Moreover, the letter upon which the Petitioner relies is being offered for the truth of the statements made therein; and is, by definition, hearsay. Spensieri v. Lasky, 94 NY2d 231, 701 NYS2d 689 (1999); Nucci v. Proper, 95 NY2d 597, 721 NYS2d 593 (2001); Stern v. Waldbaum, Inc., 234 AD2d 534, 651 NYS2d 187 (2nd Dept. 1996); Winant v. Carras, 208 AD2d 618, 617 NYS2d 487 (2nd Dept. 1994) lv. den. 85 NY2d 812, 631 NYS2d 288 (1995) It may only be considered if it falls within one of the recognized exceptions to the hearsay rule. People v. Nieves, 67 NY2d 125, 501 NYS2d 1 (1986); Tyrell v. Wal-Mart Stores Inc., 97 NY.2d 650, 737 NYS2d 43 (2001); Alvarez v. First National Supermarkets, Inc., 11 AD3d 572, 783 NYS2d 62 (2nd Dept. 2004) The Petitioner has failed to make any effort to lay an appropriate foundation for the reliability and consideration of this letter; and, such "venerable rules of evidence should not be casually discarded to accommodate convenience and speed in the gathering and presentation of facts or evidence." Wagman v. Bradshaw, 292 AD2d 84, 739 NYS2d 421 (2nd Dept. 2002)

Similarly lacking from the papers submitted by the Petitioner is sufficient proof that the parties entered into a written agreement to submit their dispute to arbitration. The only proof of such an agreement offered by the Petitioner is a copy of what is labeled "Credit Card Agreement Additional Terms and Conditions." This document is undated, does not make reference to any particular account or card holder and is not signed by any party. The Petitioner has not offered any proof that these terms and conditions, which include an arbitration provision, were ever actually accepted by the Respondent, either in writing or by his use of the credit card. See: Chase Manhattan Bank (National Association), Bank Americard Division v. Hobbs, 94 Misc 2d 780, 405 NYS2d 967 (Civ. Ct. Kings Co. 1978); Citibank (South Dakota), N.A. v. Martin, supra .; Citibank (S.D.) N.A. v. Roberts, 304 AD2d 901, 757 NYS2d 365 (3rd Dept. 2003); Tsadilas v. Providian National Bank, 13 AD3d 190, 786 NYS2d 478 (1st Dept. 2004) lv. den. 5 NY2d 702, 799 NYS2d 773 (2005) Counsel's bald conclusory statements to this effect are of no value. In the absence of such proof, the Petitioner has not adequately demonstrated that this court is possessed of the necessary subject matter jurisdiction to hear this Petition. CPLR § 7501; MBNA America Bank, N.A. v. Stehly, supra .

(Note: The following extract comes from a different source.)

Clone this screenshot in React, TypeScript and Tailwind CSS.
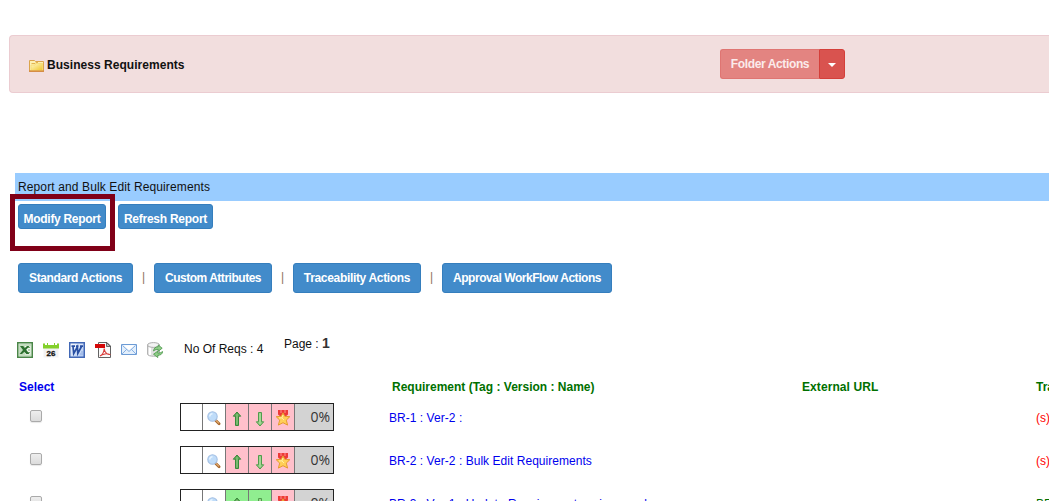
import React from "react";

function Folder() {
  return (
    <svg className="h-[13px] w-[15px] shrink-0" viewBox="0 0 15 13">
      <defs>
        <linearGradient id="fold" x1="0" y1="0" x2="1" y2="1">
          <stop offset="0" stopColor="#fff8c8" />
          <stop offset="1" stopColor="#f0c52c" />
        </linearGradient>
      </defs>
      <path d="M.5 12V1.500h5l1 1h8V12z" fill="#fdf0b4" stroke="#dba44c" />
      <path d="M2 6h4l1-1.500h6.500V11.500H2z" fill="url(#fold)" stroke="#f4d45f" strokeWidth=".6" />
      <path d="M2.500 4.500h3.500l1-1h2" stroke="#e3b450" fill="none" />
      <path d="M0 12.200h15" stroke="#d3873e" strokeWidth="1.400" />
    </svg>
  );
}

function Excel() {
  return (
    <svg className="size-4" viewBox="0 0 16 16">
      <path d="M.75.75h14.500v14.500H.75z" fill="#e5f0e2" stroke="#4a8648" strokeWidth="1.500" />
      <path d="M2 2h12v12H2z" fill="#c4ddbf" />
      <path d="M8 4h5.500v8.500H8z" fill="#f4faf2" />
      <path d="M11 5.500h2M11 8h2M11 10.500h2" stroke="#76a66e" />
      <path d="M3 4h3.200l1.600 2L10 4h2.500L9.200 7.800l3.300 4.200H9.200L7.400 9.800 5 12H2.600l3.400-4z" fill="#2d7130" />
    </svg>
  );
}

function Calendar() {
  return (
    <svg className="size-4" viewBox="0 0 16 16">
      <path d="M.5 5h15v10.500H.5z" fill="#f2f2f2" />
      <path d="M0 1.500h2v1.500h2V1h1v2h6V1h1v2h2V1.500h2v5H0z" fill="#83d02b" />
      <text x="8" y="13.500" textAnchor="middle" className="font-['Liberation_Sans',sans-serif] text-[8px] font-bold" fill="#111" stroke="#111" strokeWidth=".3">26</text>
    </svg>
  );
}

function Word() {
  return (
    <svg className="size-4" viewBox="0 0 16 16">
      <defs>
        <linearGradient id="word" x1="0" y1="0" x2="1" y2="1">
          <stop offset="0" stopColor="#fff" />
          <stop offset="1" stopColor="#a9c4f1" />
        </linearGradient>
      </defs>
      <path d="M.75.75h14.500v14.500H.75z" fill="url(#word)" stroke="#4268b6" strokeWidth="1.500" />
      <path d="M12 10h2M11 12h3" stroke="#8caae0" />
      <path d="M2.500 4.200H6M4 4.500l.7 7L8.400 5l.4 6.500L12.500 4.500M7 4.200h2.500M11 4.200h3" stroke="#284fa3" strokeWidth="1.700" fill="none" />
    </svg>
  );
}

function Pdf() {
  return (
    <svg className="size-4" viewBox="0 0 16 16">
      <path d="M3.500.5H12l3.500 3.500v11.500h-12z" fill="#fafafa" stroke="#636363" />
      <path d="M11.500.5v4h4z" fill="#bbb" stroke="#4d4d4d" strokeWidth=".8" />
      <path d="M0 2h10v4H0z" fill="#d40808" />
      <path d="M5 14c2-1 4-4 4.200-7.500C9.500 10 12 12.500 14.500 12.500c-2-1.500-7-.5-9.500 1.500" fill="none" stroke="#d83a38" strokeWidth="1.100" />
    </svg>
  );
}

function Mail() {
  return (
    <svg className="size-4" viewBox="0 0 16 16">
      <path d="M.5 2.500h15v10H.5z" fill="#e3effc" stroke="#6c9bd5" />
      <path d="M1 12l5-5M15 12l-5-5M1.500 3.500L8 9.500l6.500-6" fill="none" stroke="#87b0e2" />
      <path d="M2.500 3.300h11L8 8.200z" fill="#fff" />
    </svg>
  );
}

function DatabaseSync() {
  return (
    <svg className="size-4" viewBox="0 0 16 16">
      <path d="M.5 3v9c0 3 12 3 12 0V3z" fill="#e2e2e2" stroke="#b4b4b4" />
      <path d="M3 5v8" stroke="#fff" strokeWidth="2" />
      <ellipse cx="6.500" cy="3" rx="6" ry="2.400" fill="#f3f3f3" stroke="#aaa" />
      <path d="M6.500 9c.3-2.800 2-4.300 4.700-4.300V2.900l4 3.300-4 3.100V7.400C9.200 7.300 8 7.800 6.500 9z" fill="#8fcd88" stroke="#3c8c3c" strokeWidth=".7" />
      <path d="M15.700 9.500c-.3 2.500-2 3.800-4.900 3.800v2.300l-4.300-3.400 4.300-3.100v2c2 0 3.200-.6 4.900-1.600z" fill="#8fcd88" stroke="#3c8c3c" strokeWidth=".7" />
    </svg>
  );
}

function Magnifier() {
  return (
    <svg className="size-4" viewBox="0 0 16 16">
      <path d="M9.800 9.500l3.300 3.300" stroke="#a7662c" strokeWidth="2.800" strokeLinecap="round" />
      <path d="M10 9.300l3 3" stroke="#e2ad70" strokeWidth="1.200" />
      <circle cx="6.500" cy="5.500" r="4.700" fill="#bfdcf9" stroke="#a4c0e4" strokeWidth="1.100" />
      <path d="M3.800 5.500a2.700 2.700 0 012.700-2.700" stroke="#e7f4ff" strokeWidth="1.500" fill="none" />
    </svg>
  );
}

function Arrow({ down = false }: { down?: boolean }) {
  return (
    <svg className={down ? "size-4 rotate-180" : "size-4"} viewBox="0 0 16 16">
      <path d="M8 1L4.300 5.200h2.200v9.300h3V5.200h2.200z" fill={down ? "#92ca84" : "#5fa958"} stroke={down ? "#4f9c4c" : "#39883a"} strokeLinejoin="round" />
      <path d="M8 3v10.500" stroke={down ? "#b7e1a7" : "#94cd85"} />
    </svg>
  );
}

function Medal() {
  return (
    <svg className="size-4" viewBox="0 0 16 16">
      <path d="M3 0h10v4.500L10 7H6L3 4.500z" fill="#ed3937" />
      <path d="M6 0v3M10 0v3" stroke="#ff928b" />
      <path d="M8 2.800l1.800 3.500 5 .4-3.500 3.400 1.300 5L8 12.700l-4.600 2.400 1.300-5L1.200 6.700l5-.4z" fill="#ffcf58" stroke="#e69a2f" strokeLinejoin="round" />
      <path d="M8 5L7 7.800l-3 .2M7 8l2 2" stroke="#fff0a0" fill="none" />
    </svg>
  );
}

const actions = [
  { label: "Standard Actions", cls: "w-[115px] tracking-[-0.37px]" },
  { label: "Custom Attributes", cls: "w-[118px] tracking-[-0.48px]" },
  { label: "Traceability Actions", cls: "w-[128px] tracking-[-0.33px]" },
  { label: "Approval WorkFlow Actions", cls: "w-[170px] tracking-[-0.45px]" },
];

const rows = [
  { name: "BR-1 : Ver-2 :", trace: "(s)", approved: false },
  { name: "BR-2 : Ver-2 : Bulk Edit Requirements", trace: "(s)", approved: false },
  { name: "BR-3 : Ver-1 : Update Requirements using excel", trace: "BR", approved: true },
];

const blueButton =
  "shrink-0 whitespace-nowrap rounded-[3px] border border-[#357ebd] bg-[#428bca] text-center font-bold text-white";

export default function App() {
  return (
    <main className="relative h-[501px] w-full overflow-hidden bg-white pt-[35px] font-['Liberation_Sans',Arial,sans-serif] text-[12px] leading-[16px] text-[#111]">
      <section className="ml-[9px] flex h-[58px] items-center rounded-l-[4px] border border-r-0 border-[#ebccd1] bg-[#f2dede] pl-[19px]">
        <div className="flex w-[691px] items-center gap-[3px]">
          <div className="pt-[3px]"><Folder /></div>
          <h1 className="pt-[2px] font-bold tracking-[0.04px]">Business Requirements</h1>
        </div>
        <div className="flex h-[30px] text-white">
          <button className="w-[99px] rounded-l-[3px] border border-r-0 border-[#df7572] bg-[#e38481] text-[12px] font-bold tracking-[-0.37px] text-[#fbebeb]">Folder Actions</button>
          <button className="flex w-[26px] items-center justify-center rounded-r-[3px] border border-[#d43f3a] bg-[#d9534f]">
            <span className="mt-[2px] border-x-4 border-t-4 border-x-transparent border-t-white" />
          </button>
        </div>
      </section>

      <h2 className="mt-[80px] ml-[15px] h-[28px] bg-[#99ccff] pl-[3px] leading-[28px] tracking-[0.12px]">Report and Bulk Edit Requirements</h2>
      <div className="mt-[3px] ml-[18px] flex h-[25px] gap-[12px]">
        <button className={`${blueButton} w-[88px] pt-[5px] tracking-[-0.3px]`}>Modify Report</button>
        <button className={`${blueButton} w-[95px] pt-[5px] tracking-[-0.25px]`}>Refresh Report</button>
      </div>
      <div className="absolute top-[194px] left-[10px] h-[57px] w-[105px] border-[5px] border-[#800018]" />

      <div className="mt-[34px] ml-[18px] flex h-[30px]">
        {actions.map((a, i) => (
          <React.Fragment key={a.label}>
            {i > 0 && <span className="w-[21px] text-center leading-[29px] text-[#8d7460]">|</span>}
            <button className={`${blueButton} ${a.cls}`}>{a.label}</button>
          </React.Fragment>
        ))}
      </div>

      <div className="mt-[49px] ml-[17px] flex h-[16px] items-center gap-[10px]">
        <Excel /><Calendar /><Word /><Pdf /><Mail /><DatabaseSync />
        <span className="mb-[2px] ml-[11px] w-[90px] whitespace-nowrap">No Of Reqs : 4</span>
        <span className="mb-[13px] whitespace-nowrap">Page : <b className="text-[14px] font-bold text-[#333]">1</b></span>
      </div>

      <div className="mt-[21px] ml-[19px] flex h-[16px] font-bold whitespace-nowrap text-[#007000]">
        <span className="w-[373px] shrink-0 text-[#0000ee]">Select</span>
        <span className="w-[410px] shrink-0">Requirement (Tag : Version : Name)</span>
        <span className="w-[234px] shrink-0 tracking-[0.08px]">External URL</span>
        <span className="shrink-0">Traceability</span>
      </div>
      <div className="mt-[8px] flex flex-col gap-[15px]">
        {rows.map((r) => (
          <div key={r.name} className="flex h-[28px] shrink-0 whitespace-nowrap">
            <div className="w-[180px] shrink-0 pt-[7px] pl-[30px]">
              <input type="checkbox" className="block size-[12px] appearance-none rounded-[2px] border border-[#aaa] bg-linear-to-b from-[#eee] to-[#dcdcdc] shadow-[0_1px_1px_#e8e8e8]" />
            </div>
            <div className="flex w-[154px] shrink-0 border border-[#222]">
              <div className="w-[22px] border-r border-[#777]" />
              <div className="flex w-[23px] items-center justify-center border-r border-[#777] pt-[3px]"><Magnifier /></div>
              <div className={`flex w-[23px] items-center justify-center border-r border-[#777] pt-[3px] ${r.approved ? "bg-[#90ee90]" : "bg-[#ffc0cb]"}`}><Arrow /></div>
              <div className={`flex w-[23px] items-center justify-center border-r border-[#777] pt-[3px] ${r.approved ? "bg-[#90ee90]" : "bg-[#ffc0cb]"}`}><Arrow down /></div>
              <div className="flex w-[23px] items-center justify-center border-r border-[#777] bg-[#ffc0cb] pt-[2px]"><Medal /></div>
              <div className="flex-1 bg-[#d3d3d3] pr-[3px] text-right font-['Open_Sans',sans-serif] text-[14px] leading-[25px] text-[#333]">0%</div>
            </div>
            <span className="ml-[55px] w-[647px] shrink-0 pt-[7px] tracking-[0.04px] text-[#0000ee]">{r.name}</span>
            <span className={r.approved ? "pt-[7px] text-[#007000]" : "pt-[7px] text-[#ff0000]"}>{r.trace}</span>
          </div>
        ))}
      </div>
    </main>
  );
}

Finally, the arbitration award which the Petitioner seeks to confirm has not been properly affirmed. As noted in MBNA America Bank, N.A. v. Nelson, supra . at 9, "Black's Law Dictionary defines an affirmation as a solemn declaration made under penalty or perjury.'" This requirement is echoed in CPLR § 2106, which refers to affirmations being "subscribed and affirmed ... to be true under the penalties of perjury[.]" The award before this court states nothing more than

"Entered and Affirmed in the State of New York." This statement is insufficient. While the absence of a proper affirmation "[does] not invalidate the award, [it is] necessary in order for it to be enforced (citation omitted)." Abreau v. Nationwide Mutual Insurance Company, 87 AD2d 572, 447 NYS2d 744, 745 (2nd Dept. 1982)

Based upon all of the foregoing, the Petitioner's application is denied. Recognizing, however, that none of the aforementioned deficiencies invalidate the award and may be cured, [*7]the Petitioner is granted leave to renew upon the submission of proper papers.

This constitutes the decision and order of this court.

Dated: Hempstead, New York

March 10, 2008

___________________________

ANDREW M. ENGEL

J.D.C. Footnotes

Footnote 1: While the those portions of the decision in MBNA America Bank, N.A. v. Nelson, supra . relating to certificates of conformity and a petitioner's compliance with the procedural rules of the arbitration forum have been called into question by Stehly and the other similar decisions issued by the Appellate Term on January 11, 2008, Nelson remains an extremely well researched and reasoned explanation of some of the remaining prima facie requirements to be met before a petition to confirm an arbitration award may be granted.